Since the Boaty Weekender in Barcelona and release of their 2024 album Look to The East, Look to The West, the band have returned to touring across the UK, Europe and North America. On May 8 2026, the band celebrated the 25th anniversary of their debut album Biggest Bluest Hi-Fi with a vinyl re-issue via Merge Records. (I also highly recommend checking out this album - Let’s Go Bowling is one of my favourite songs ever).
There’s something so timeless and honest about twee pop and Camera Obscura are at the heart an ever-blossoming future of music. Twee pop is playful with its pessimism:
“Don't you worry, don't get in a state I don't believe in true love, anyway” - Country Mile.
It' s attitude remains present in laptop twee (coined by Kiernan Press-Reynolds) with acts like Bassvictim and Frost Children. Its music that looks to nostalgia to come to terms with the present. In a present that continues to incite rage, twee pop asks us to see through a lens of hope, one not too unlike from our days of childhood.
Camera Obscura closed their third album with ‘Razzle Dazzle Rose’ after the Crayola crayon. It’s in this song that Tracyanne’s bittersweet vocals are echoed by a French horn:
“Rose, I'm feeling older, Courage, my love, will make me bolder Expecting softness can lead to foolishness When I choose my color, it will Be Razzle Dazzle Rose What colour will we choose?"
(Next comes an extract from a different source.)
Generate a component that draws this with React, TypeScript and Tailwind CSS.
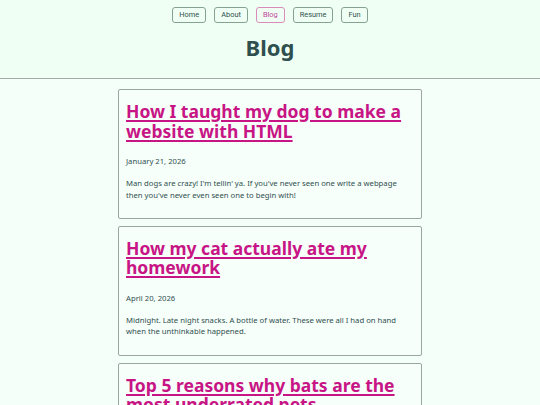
const navLinks = [
  { label: "Home", active: false },
  { label: "About", active: false },
  { label: "Blog", active: true },
  { label: "Resume", active: false },
  { label: "Fun", active: false },
]

const posts = [
  {
    title: "How I taught my dog to make a website with HTML",
    date: "January 21, 2026",
    blurb: "Man dogs are crazy! I'm tellin' ya. If you've never seen one write a webpage then you've never even seen one to begin with!",
  },
  {
    title: "How my cat actually ate my homework",
    date: "April 20, 2026",
    blurb: "Midnight. Late night snacks. A bottle of water. These were all I had on hand when the unthinkable happened.",
  },
  {
    title: "Top 5 reasons why bats are the most underrated pets",
    date: "March 3, 2026",
    blurb: "They hang upside down, they eat bugs, and they never ask for walks.",
  },
]

export default function App() {
  return (
    <div className="min-h-screen bg-[#f5fffa] text-[#2f4f4f] font-['Noto_Sans',sans-serif]">
      <header className="bg-[#f0fff4] border-b border-[#a3ada8] h-[79px] flex flex-col items-center">
        <nav className="flex gap-[8px] pt-[7px]">
          {navLinks.map((link) => (
            <a
              key={link.label}
              href="#"
              className={
                link.active
                  ? "h-[16px] px-[6px] flex items-center rounded-[3px] border border-[#d98cba] text-[#c2489a] text-[7.4px] font-['Roboto',sans-serif]"
                  : "h-[16px] px-[6px] flex items-center rounded-[3px] border border-[#86a293] text-[#2f4f4f] text-[7.4px] font-['Roboto',sans-serif]"
              }
            >
              {link.label}
            </a>
          ))}
        </nav>
        <h1 className="mt-[9px] text-[22px] leading-[30px] font-bold text-[#2f4f4f]">Blog</h1>
      </header>

      <main className="flex flex-col items-center gap-[7px] pt-[10px]">
        {posts.map((post) => (
          <article
            key={post.title}
            className="w-[304px] border border-[#9aa6a1] rounded-[2px] bg-[#f7fffb] px-[7px] pt-[12px] pb-[17px]"
          >
            <h2 className="text-[17.5px] leading-[19.5px] font-bold">
              <a href="#" className="text-[#c71585] underline decoration-[1.5px] underline-offset-[2px]">
                {post.title}
              </a>
            </h2>
            <p className="mt-[15px] text-[7.7px] leading-[11.3px] text-[#2f4f4f]">{post.date}</p>
            <p className="mt-[11px] text-[7.7px] leading-[11.3px] text-[#2f4f4f]">{post.blurb}</p>
          </article>
        ))}
      </main>
    </div>
  )
}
As if to ask, when we make an important decision, perhaps the question on how we will
decide to live our life, how can we show courage? I think this imagery of the crayon, entwines itself with childhood. One might think that to listen to the whims of what we believed when we are young is foolish. But there is a challenge to this in this song, Camera Obscura allows us to consider that perhaps these hopes are not as flimsy as whims but reflective of an internal assuredness that we can always return to. Perhaps a part of the endurance of twee and, through its continual revival and formation of new twee-adjacent music, is the desire to return to a ‘millennial optimism’, or childlike wonder, or a way to aspire like we do in dreams, however you want to define it, own your own terms. It is this mindset, I suspect, like in many times before ours, that will come in handy in days like these.